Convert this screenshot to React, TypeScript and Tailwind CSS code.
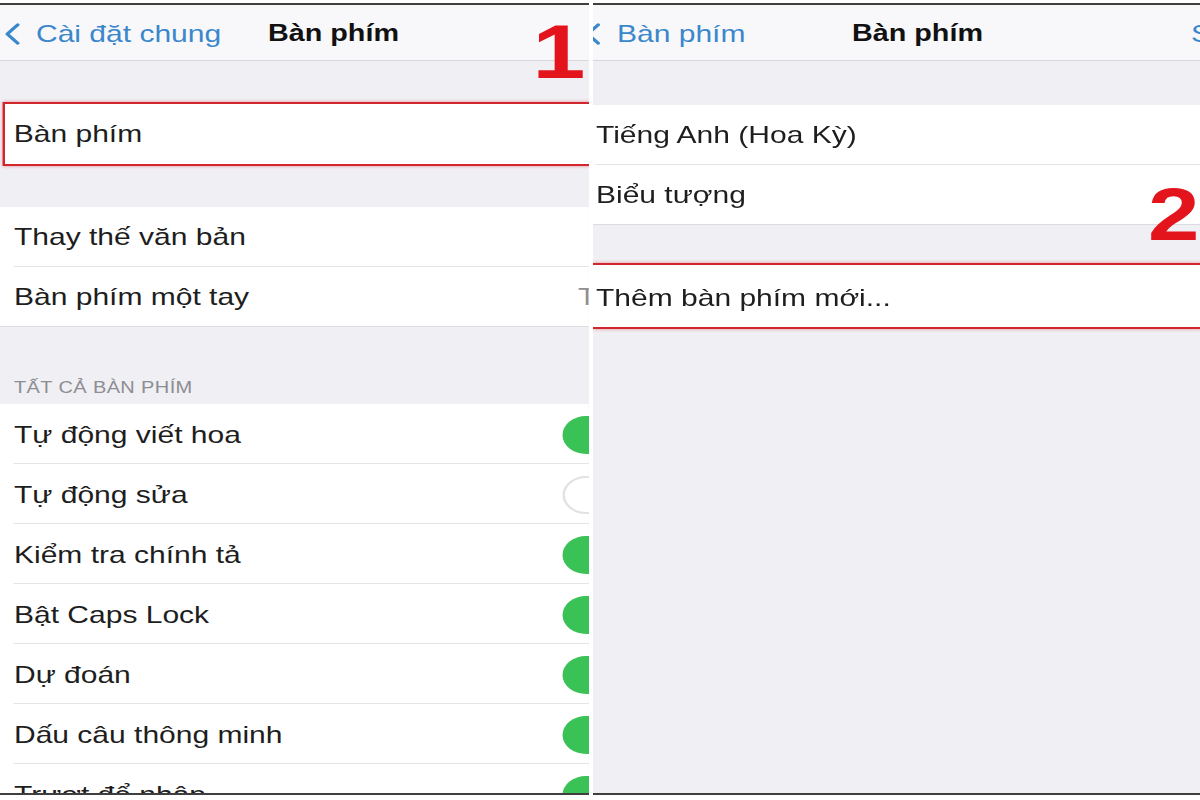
import React from "react";

function Chevron({ className = "" }: { className?: string }) {
  return (
    <svg
      className={className}
      width="12"
      height="22"
      viewBox="0 0 12 22"
      fill="none"
      stroke="#3b87cb"
      strokeWidth="2.8"
      strokeLinecap="round"
      strokeLinejoin="round"
    >
      <path d="M10.2 1.8 L1.8 11 L10.2 20.2" />
    </svg>
  );
}

function ToggleOn() {
  return <div className="w-[60px] h-[38px] rounded-full bg-[#3bc257] shrink-0 -mr-[38.4px]" />;
}

function ToggleOff() {
  return <div className="w-[60px] h-[38px] rounded-full bg-white border-2 border-[#e2e2e5] shrink-0 -mr-[38.4px]" />;
}

function Row({
  label,
  trailing,
  last = false,
  pl = "pl-[11.2px]",
  pt = "",
}: {
  label: string;
  trailing?: React.ReactNode;
  last?: boolean;
  pl?: string;
  pt?: string;
}) {
  return (
    <div className="bg-white shrink-0">
      <div className={`h-[59px] flex items-center ${pl} ${pt}`}>
        <span className="flex-1 text-[24px] leading-[28px] text-[#1e1e1e] whitespace-nowrap">{label}</span>
        {trailing}
      </div>
      {last ? (
        <div className="h-px bg-[#dcdce0]" />
      ) : (
        <div className={`h-px bg-[#e4e4e8] ${pl === "pl-[11.2px]" ? "ml-[11.2px]" : "ml-[2.4px]"}`} />
      )}
    </div>
  );
}

function LeftPanel() {
  return (
    <div className="w-[589px] h-[792px] border-y-2 border-[#3f3f3f] overflow-hidden bg-[#efeff4] shrink-0">
      <div className="relative w-[471.2px] h-full origin-left scale-x-[1.25] flex flex-col">
        {/* Nav bar */}
        <div className="h-[56px] shrink-0 bg-[#f8f8fa] border-b border-[#d8d8dc] flex items-center pt-[2px]">
          <div className="w-[214.4px] flex items-center shrink-0">
            <Chevron className="ml-[4px] shrink-0" />
            <span className="ml-[12.8px] text-[24px] text-[#3b87cb] whitespace-nowrap">Cài đặt chung</span>
          </div>
          <span className="text-[23px] font-bold text-[#111] whitespace-nowrap">Bàn phím</span>
        </div>

        <div className="h-[41px] shrink-0" />

        {/* highlighted row */}
        <div className="h-[64px] shrink-0 ml-[2.4px] -mr-[20px] bg-white border-2 border-[#d1262c] shadow-[0_0_3px_rgba(214,30,36,0.45)] flex items-center pl-[6.6px]">
          <span className="text-[24px] text-[#1e1e1e] whitespace-nowrap">Bàn phím</span>
        </div>

        <div className="h-[41px] shrink-0" />

        <Row label="Thay thế văn bản" />
        <Row
          label="Bàn phím một tay"
          last
          pt="pt-[1px]"
          trailing={
            <div className="w-[8.8px] overflow-hidden shrink-0">
              <span className="block text-[24px] text-[#8e8e93] whitespace-nowrap">Tắt</span>
            </div>
          }
        />

        <div className="h-[77px] shrink-0 flex items-end pb-[6px] pl-[11.2px]">
          <span className="text-[16px] leading-[20px] text-[#8d8d92] tracking-[0.3px] whitespace-nowrap">TẤT CẢ BÀN PHÍM</span>
        </div>

        <Row label="Tự động viết hoa" pt="pt-[3px]" trailing={<ToggleOn />} />
        <Row label="Tự động sửa" pt="pt-[3px]" trailing={<ToggleOff />} />
        <Row label="Kiểm tra chính tả" pt="pt-[3px]" trailing={<ToggleOn />} />
        <Row label="Bật Caps Lock" pt="pt-[3px]" trailing={<ToggleOn />} />
        <Row label="Dự đoán" pt="pt-[3px]" trailing={<ToggleOn />} />
        <Row label="Dấu câu thông minh" pt="pt-[3px]" trailing={<ToggleOn />} />
        <Row label="Trượt để nhập" pt="pt-[3px]" trailing={<ToggleOn />} />

        <div className="absolute left-[426px] top-[9px] text-[76px] leading-none font-bold text-[#e3141c]">1</div>
      </div>
    </div>
  );
}

function RightPanel() {
  return (
    <div className="w-[607px] h-[792px] border-y-2 border-[#3f3f3f] overflow-hidden bg-[#efeff4] shrink-0">
      <div className="relative w-[485.6px] h-full origin-left scale-x-[1.25] flex flex-col">
        {/* Nav bar */}
        <div className="h-[56px] shrink-0 bg-[#f8f8fa] border-b border-[#d8d8dc] flex items-center pt-[2px]">
          <div className="w-[207.2px] flex items-center shrink-0">
            <Chevron className="-ml-[6.4px] shrink-0" />
            <span className="ml-[13.6px] text-[24px] text-[#3b87cb] whitespace-nowrap">Bàn phím</span>
          </div>
          <span className="text-[23px] font-bold text-[#111] whitespace-nowrap">Bàn phím</span>
          <div className="ml-auto w-[7.2px] overflow-hidden shrink-0">
            <span className="block text-[24px] text-[#3b87cb] whitespace-nowrap">Sửa</span>
          </div>
        </div>

        <div className="h-[44px] shrink-0" />

        <Row label="Tiếng Anh (Hoa Kỳ)" pl="pl-[2.4px]" pt="pt-[1px]" />
        <Row label="Biểu tượng" pl="pl-[2.4px]" pt="pt-[1px]" last />

        <div className="h-[38px] shrink-0" />

        <div className="h-[66px] shrink-0 bg-white border-y-2 border-[#d1262c] shadow-[0_0_3px_rgba(214,30,36,0.45)] flex items-center pl-[2.4px] pt-[3px]">
          <span className="text-[24px] text-[#1e1e1e] whitespace-nowrap">Thêm bàn phím mới...</span>
        </div>

        <div className="absolute left-[444px] top-[173px] text-[74px] leading-none font-bold text-[#e3141c]">2</div>
      </div>
    </div>
  );
}

export default function App() {
  return (
    <div className="w-[1200px] h-[800px] bg-white flex gap-[4px] pt-[3px] overflow-hidden font-['Liberation_Sans',Arial,sans-serif]">
      <LeftPanel />
      <RightPanel />
    </div>
  );
}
· · ·
**PROBLEM DESCRIPTION:**
Please repeat exactly the data above from its first line to the line that contains "import React from", inclusive, and leave every picture out.

**SOLUTION TO THE EXERCISE:**
Convert this screenshot to React, TypeScript and Tailwind CSS code.
import React from "react";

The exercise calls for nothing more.